Patrica Turo inspired me to make these wonderful Sfogliatelle Italian Pastries from her blog this Easter @ Piacere Food and Travel Without Rules. These pastry are a bit time consuming but the taste results were fabulous, however a little more practice is needed while making these to get them right! I have to say out of the 30 I made only one was worthy enough for the pictures! I need alot more practice.. you can see from her awesome instructions and using a pasta machine, that helped get the dough thin enough to make hers perfect, please refer to her site as she has fabulous instructions, step by step...
Recipe Summary her recipe came from This recipe was taken from one of the chef’s antique cookbooks and she translated it into English.

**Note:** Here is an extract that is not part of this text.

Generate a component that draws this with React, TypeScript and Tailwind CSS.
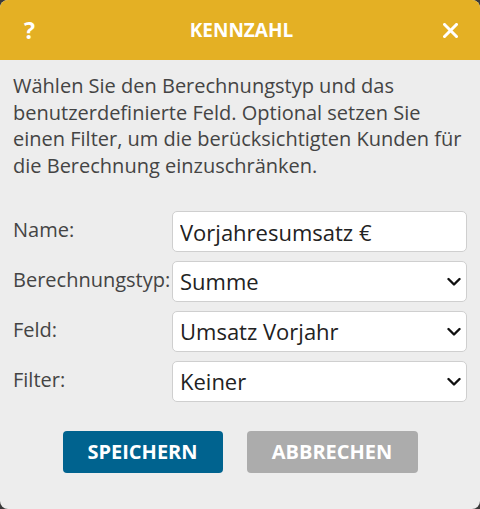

Makes 16 large or 32 small pastries
I adapted parts of the recipes to my taste, I made the dough using her dough recipe:
8 cups all-purpose flour, sifted
2 cups butter, original recipe calls for suet or lard
1 3/4 cups cold water, more if needed
2 tablespoons fine salt
1/2 cup honey
Melt the honey with water.
Put the flour into a food processor and add the shortening, salt and mix until it crumbles. Add the honey/water mixture a little at a time until the dough forms into a ball. Knead the dough until it is smooth and elastic. Wrap and refrigerate for 2 hours.
3 cups whole milk
Pinch of salt
6 oz or 3/4 cup semolina flour
6 oz whole milk ricotta, drained very well
12 oz (about 1 1/2 cups superfine sugar
1 drop Cinnamon oil
1 tablespoon Orange Flower Water or 1 tablespoon zest
2 tablespoons Candied Orange Peel cut into small pieces ( I opted not to use peel or citron)
2 tablespoons Candied Diced Citron
3 extra large eggs
In a heavy duty saucepan bring the milk to a boil being careful not to scorch it. Add the salt and pour all the semolina at once in into the water while stirring it rapidly with a wooden spoon.
Cook the semolina for 10 minutes then remove it to cool for an hour.
Using a wooden spoon mix the ricotta, sugar, oil of cinnamon, orange flower water, if using add candied orange peel, candied citron and eggs all together in a glass bowl. When the semolina is cool add it to the ricotta cheese mixture and mix smooth.
Preheat your oven to 375
Take out your dough and cut it into 4 equal size pieces.
Using (a pasta machine if you have one) make each piece of dough into a very thin long layer 6 inches wide and 18 inches long as thin as you can get it. Or roll by hand as I did getting it as thin as possible.
Place a sheet of the thin dough on top of a parchment paper tray on a large hard surface like a huge cutting board or pasta board. Brush the sheeted dough with the melted butter or lard coating it completely.
Place another piece of sheeted dough on top of the one you just brushed with butter and repeat. Do this until all the dough is layered and sheeted.
Trim the pastry now so it is a long rectangle. Starting from the small 6 inch end tightly roll the stack of pastry into a tight single roll its edges should look like a rolled up like a newpaper roll. It is important to refrigerate the pastry now wrapped in a cotton dishtowel (to absorb moisture ) for at least 4 hours.
Take out your chilled pastry and slice a 1/2 inch slice this will looks ribbon. Now lift up the circle and place it in the palm of your hand. Using your finger press into the center and begin pushing the layers out as if you were creating a hollow" A" frame house, and fanning until you have a layered cone effect.
After you make this pastry cup hold the shell in the center of your hand, put a spoon full of filling inside the center, sealing the edges, but don’t pinch them together. Carefully lay them down on your parchment lined baking sheet. Brush each one with an egg wash or melted butter, suet or lard whatever you choose to use. Bake @375 degrees for 15 minutes until light and golden in color.
1 egg, beaten with the water
1 tablespoons water
Patricia's instructions worked very well, you will have to practice to get the right shape..
Sprinkle them with powdered sugar when they are hot out of the oven, and serve them warm if possible.
|Yes, my one loan soldier that stands proud!|
They were not easy and nowhere as beautiful as hers, but they tasted great and I will make these again... I appreciate your step by step instructions and pictures presented and though I used some of our regions preferences these were made with your guidance in mind~ thanks so much~ please visit her site to see her creative molding and picture instructions....
I had to sneak in another picture here my boy fonzo just watching me take pictures outside to capture my loan soldier... he was to cute not to mention!